> _Exercise details_
Of all the lines in the records below, how many hold the word "screenshot"? Give the number alone.

> _Records for the exercise_
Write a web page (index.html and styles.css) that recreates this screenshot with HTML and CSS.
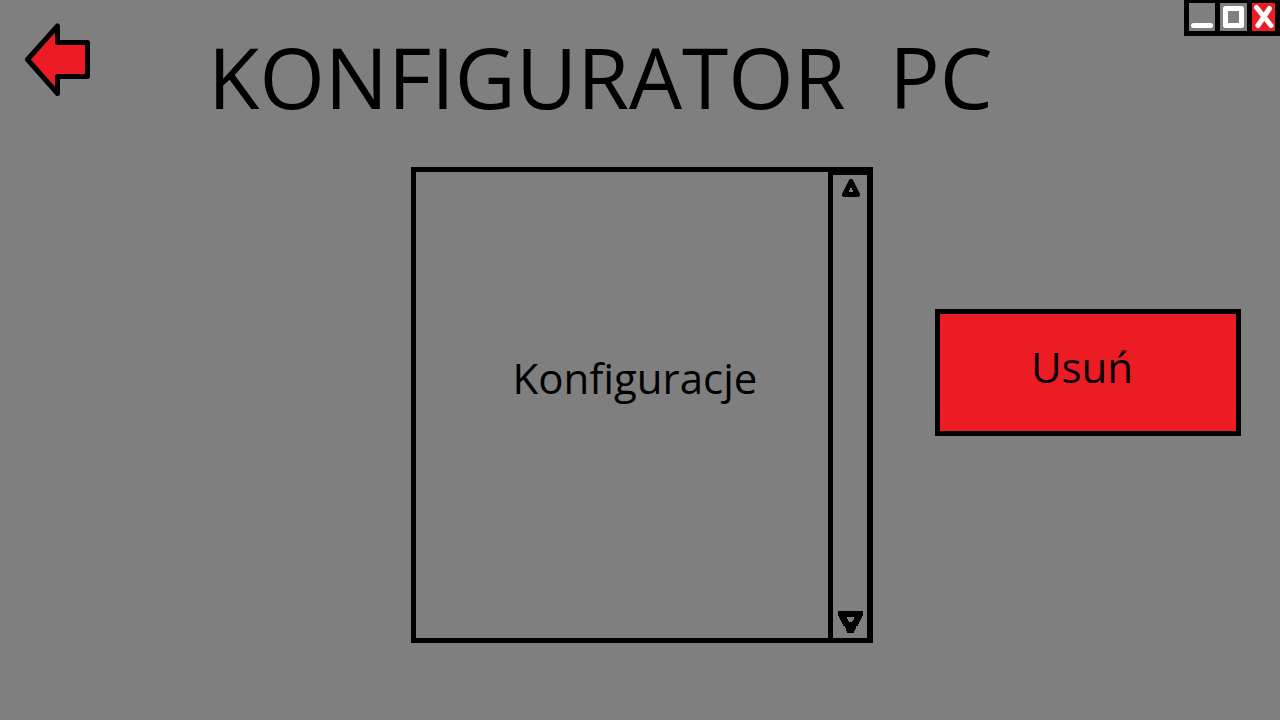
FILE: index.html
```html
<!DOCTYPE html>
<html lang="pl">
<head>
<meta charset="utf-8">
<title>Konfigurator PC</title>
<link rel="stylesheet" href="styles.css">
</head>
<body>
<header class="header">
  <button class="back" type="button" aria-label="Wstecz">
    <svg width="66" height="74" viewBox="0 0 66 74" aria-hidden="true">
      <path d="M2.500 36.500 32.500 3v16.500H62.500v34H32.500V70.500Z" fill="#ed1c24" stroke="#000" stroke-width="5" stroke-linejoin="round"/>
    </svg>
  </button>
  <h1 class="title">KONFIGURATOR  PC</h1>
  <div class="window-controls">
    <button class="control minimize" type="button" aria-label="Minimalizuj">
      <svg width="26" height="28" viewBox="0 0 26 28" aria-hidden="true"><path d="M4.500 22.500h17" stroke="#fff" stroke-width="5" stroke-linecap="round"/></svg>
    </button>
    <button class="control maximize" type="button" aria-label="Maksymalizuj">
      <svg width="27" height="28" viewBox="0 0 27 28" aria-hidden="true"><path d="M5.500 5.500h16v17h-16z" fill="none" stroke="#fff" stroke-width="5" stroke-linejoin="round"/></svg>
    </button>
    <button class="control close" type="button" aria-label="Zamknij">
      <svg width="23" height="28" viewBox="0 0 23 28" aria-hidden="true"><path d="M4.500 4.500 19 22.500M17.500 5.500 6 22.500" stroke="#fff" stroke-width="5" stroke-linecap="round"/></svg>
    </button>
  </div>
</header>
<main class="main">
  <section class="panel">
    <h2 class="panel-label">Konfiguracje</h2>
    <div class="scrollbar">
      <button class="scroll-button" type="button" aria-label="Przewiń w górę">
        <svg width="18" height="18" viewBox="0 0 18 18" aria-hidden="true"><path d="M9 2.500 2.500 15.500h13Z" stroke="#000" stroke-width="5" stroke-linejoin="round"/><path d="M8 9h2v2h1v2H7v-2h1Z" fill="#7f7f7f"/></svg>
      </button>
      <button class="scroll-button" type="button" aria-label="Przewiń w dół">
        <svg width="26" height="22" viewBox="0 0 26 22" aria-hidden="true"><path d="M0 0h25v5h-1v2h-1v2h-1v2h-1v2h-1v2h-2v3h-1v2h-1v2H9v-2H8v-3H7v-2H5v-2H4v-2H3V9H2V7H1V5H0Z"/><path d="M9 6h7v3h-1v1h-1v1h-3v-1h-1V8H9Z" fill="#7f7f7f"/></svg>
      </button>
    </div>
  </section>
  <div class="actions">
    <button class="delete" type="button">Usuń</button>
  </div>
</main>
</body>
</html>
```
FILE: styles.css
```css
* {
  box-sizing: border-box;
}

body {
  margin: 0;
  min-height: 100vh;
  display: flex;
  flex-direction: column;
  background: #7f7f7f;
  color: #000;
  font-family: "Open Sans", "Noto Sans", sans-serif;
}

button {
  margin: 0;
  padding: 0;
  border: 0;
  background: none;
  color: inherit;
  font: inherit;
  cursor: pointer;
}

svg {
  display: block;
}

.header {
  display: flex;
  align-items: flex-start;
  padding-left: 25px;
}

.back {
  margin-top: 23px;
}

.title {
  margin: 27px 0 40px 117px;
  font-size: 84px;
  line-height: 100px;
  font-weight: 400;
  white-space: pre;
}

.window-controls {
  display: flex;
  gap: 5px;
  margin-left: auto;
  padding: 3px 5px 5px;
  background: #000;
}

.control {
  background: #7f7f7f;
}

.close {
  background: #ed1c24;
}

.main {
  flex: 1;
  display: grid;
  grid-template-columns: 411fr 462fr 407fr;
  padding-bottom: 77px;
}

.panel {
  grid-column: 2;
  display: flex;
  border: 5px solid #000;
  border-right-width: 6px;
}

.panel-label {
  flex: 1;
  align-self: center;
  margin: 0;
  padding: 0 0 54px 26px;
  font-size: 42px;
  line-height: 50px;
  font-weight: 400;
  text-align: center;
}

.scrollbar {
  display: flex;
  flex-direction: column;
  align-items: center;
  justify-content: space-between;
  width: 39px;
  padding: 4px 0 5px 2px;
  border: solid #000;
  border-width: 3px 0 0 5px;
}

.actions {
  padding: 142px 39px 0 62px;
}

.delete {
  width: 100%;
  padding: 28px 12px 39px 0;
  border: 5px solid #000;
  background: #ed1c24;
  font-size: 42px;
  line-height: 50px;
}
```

...

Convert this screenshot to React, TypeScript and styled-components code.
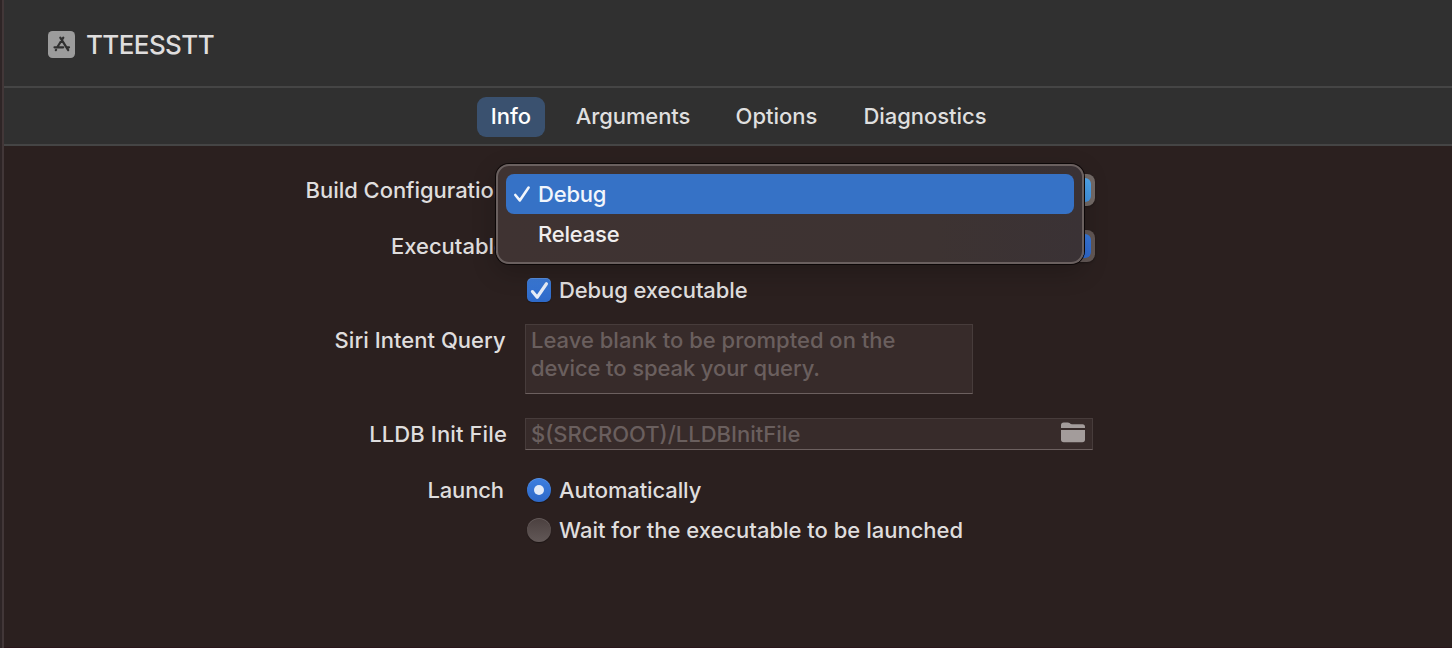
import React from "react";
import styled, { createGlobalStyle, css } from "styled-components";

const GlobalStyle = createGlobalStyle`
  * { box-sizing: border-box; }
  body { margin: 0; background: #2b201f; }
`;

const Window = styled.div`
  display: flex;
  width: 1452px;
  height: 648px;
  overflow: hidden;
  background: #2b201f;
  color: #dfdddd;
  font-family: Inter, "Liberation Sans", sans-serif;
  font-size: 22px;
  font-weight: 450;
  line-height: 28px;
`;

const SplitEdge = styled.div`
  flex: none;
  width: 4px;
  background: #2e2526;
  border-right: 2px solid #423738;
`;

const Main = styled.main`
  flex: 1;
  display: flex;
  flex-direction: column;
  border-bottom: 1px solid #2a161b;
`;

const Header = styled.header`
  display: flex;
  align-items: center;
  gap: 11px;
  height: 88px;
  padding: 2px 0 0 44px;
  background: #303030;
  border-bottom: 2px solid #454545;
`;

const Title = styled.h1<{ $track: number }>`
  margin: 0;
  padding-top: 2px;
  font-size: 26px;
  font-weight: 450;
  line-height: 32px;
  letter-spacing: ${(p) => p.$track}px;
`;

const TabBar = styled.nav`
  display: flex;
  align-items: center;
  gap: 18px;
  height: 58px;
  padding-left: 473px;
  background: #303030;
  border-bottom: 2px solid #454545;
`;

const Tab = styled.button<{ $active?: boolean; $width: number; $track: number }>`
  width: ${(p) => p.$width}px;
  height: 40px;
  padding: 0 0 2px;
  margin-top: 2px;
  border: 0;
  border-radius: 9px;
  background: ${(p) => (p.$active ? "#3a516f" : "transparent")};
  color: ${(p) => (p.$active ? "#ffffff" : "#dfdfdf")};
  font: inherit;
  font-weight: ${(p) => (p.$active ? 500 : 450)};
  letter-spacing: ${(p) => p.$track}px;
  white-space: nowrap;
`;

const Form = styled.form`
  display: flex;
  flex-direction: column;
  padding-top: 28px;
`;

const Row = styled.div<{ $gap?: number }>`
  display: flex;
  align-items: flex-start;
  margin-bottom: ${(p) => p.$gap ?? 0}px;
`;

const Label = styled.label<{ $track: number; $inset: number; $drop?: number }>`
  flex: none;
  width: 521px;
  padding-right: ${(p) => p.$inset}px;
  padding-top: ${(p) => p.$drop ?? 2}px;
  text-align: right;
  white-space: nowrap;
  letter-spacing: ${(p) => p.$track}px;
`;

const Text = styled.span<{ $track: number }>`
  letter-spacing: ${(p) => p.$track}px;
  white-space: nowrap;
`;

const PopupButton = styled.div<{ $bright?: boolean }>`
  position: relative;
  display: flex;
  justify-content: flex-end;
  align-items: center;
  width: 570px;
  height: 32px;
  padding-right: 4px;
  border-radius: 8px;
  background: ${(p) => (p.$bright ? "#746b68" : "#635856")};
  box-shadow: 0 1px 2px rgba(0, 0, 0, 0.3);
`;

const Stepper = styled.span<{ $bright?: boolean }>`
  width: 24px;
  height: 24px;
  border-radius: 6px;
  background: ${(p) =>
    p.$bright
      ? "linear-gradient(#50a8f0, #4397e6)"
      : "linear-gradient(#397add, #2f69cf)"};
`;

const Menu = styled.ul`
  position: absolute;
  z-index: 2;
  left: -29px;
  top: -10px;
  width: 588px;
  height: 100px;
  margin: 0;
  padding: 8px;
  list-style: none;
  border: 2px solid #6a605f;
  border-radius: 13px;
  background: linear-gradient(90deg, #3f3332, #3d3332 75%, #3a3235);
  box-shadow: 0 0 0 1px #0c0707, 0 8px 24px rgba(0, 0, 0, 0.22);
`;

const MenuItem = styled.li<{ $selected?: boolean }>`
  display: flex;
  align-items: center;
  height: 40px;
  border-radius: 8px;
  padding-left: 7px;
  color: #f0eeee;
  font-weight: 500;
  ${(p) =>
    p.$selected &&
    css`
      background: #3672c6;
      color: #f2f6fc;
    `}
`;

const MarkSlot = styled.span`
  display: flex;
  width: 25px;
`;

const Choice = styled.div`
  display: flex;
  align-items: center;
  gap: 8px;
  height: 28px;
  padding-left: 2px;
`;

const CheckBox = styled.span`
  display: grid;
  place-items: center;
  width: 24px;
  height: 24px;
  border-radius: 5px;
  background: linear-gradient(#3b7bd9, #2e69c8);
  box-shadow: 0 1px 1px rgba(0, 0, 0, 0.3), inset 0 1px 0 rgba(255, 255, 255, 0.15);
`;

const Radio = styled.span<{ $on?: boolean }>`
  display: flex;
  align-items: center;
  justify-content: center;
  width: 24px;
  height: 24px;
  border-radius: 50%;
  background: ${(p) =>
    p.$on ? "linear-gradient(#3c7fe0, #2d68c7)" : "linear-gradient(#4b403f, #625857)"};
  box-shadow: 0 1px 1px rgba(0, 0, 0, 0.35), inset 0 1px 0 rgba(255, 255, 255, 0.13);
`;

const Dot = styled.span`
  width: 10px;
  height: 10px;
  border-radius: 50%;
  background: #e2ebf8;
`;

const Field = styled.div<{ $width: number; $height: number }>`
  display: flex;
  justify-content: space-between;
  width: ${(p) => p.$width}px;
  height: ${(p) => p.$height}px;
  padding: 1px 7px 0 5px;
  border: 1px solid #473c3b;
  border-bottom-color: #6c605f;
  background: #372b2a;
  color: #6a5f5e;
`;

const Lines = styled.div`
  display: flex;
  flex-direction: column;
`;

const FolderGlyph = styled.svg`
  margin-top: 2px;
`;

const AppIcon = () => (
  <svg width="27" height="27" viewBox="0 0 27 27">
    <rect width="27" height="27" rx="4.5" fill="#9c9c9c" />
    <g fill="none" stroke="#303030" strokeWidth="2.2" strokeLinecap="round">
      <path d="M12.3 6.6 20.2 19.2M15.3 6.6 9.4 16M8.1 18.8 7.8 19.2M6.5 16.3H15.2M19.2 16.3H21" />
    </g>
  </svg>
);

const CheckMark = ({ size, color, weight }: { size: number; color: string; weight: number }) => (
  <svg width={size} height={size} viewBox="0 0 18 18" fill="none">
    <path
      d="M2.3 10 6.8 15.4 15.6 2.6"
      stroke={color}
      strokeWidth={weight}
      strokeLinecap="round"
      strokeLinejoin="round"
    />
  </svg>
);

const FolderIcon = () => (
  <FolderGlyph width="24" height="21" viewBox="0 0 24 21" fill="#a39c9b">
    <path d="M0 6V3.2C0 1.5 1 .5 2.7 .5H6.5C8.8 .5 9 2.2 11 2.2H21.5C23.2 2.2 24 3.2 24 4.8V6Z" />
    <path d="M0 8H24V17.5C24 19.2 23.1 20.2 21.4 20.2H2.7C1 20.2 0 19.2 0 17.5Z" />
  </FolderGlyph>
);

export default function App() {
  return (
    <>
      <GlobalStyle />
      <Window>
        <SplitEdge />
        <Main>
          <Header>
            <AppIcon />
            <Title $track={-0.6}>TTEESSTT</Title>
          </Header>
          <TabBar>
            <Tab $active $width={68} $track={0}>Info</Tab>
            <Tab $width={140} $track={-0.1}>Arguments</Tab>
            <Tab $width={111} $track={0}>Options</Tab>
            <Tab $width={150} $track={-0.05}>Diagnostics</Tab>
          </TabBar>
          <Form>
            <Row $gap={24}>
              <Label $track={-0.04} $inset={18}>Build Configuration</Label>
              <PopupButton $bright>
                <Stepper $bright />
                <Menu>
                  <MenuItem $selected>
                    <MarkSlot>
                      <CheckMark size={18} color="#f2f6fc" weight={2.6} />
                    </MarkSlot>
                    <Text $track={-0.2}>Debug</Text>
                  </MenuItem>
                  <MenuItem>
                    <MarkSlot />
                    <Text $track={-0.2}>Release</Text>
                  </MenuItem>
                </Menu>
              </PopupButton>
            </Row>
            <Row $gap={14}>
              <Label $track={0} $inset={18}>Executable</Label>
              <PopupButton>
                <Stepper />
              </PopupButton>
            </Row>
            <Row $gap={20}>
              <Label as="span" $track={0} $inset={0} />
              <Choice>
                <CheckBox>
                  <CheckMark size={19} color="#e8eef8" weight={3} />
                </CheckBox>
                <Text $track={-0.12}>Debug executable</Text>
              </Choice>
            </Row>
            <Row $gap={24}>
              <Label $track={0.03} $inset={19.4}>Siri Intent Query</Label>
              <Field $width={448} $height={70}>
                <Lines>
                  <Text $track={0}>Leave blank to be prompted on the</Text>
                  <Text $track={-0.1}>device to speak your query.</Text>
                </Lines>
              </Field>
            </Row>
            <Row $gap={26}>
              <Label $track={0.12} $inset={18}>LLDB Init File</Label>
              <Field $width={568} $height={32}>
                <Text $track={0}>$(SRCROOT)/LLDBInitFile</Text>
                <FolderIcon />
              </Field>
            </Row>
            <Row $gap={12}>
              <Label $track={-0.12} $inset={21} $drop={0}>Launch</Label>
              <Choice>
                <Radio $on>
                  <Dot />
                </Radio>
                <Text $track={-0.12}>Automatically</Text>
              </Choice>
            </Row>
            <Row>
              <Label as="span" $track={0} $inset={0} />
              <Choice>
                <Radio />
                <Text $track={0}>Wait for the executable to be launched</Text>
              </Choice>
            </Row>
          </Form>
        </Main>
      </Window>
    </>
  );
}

> _Response to the task_
2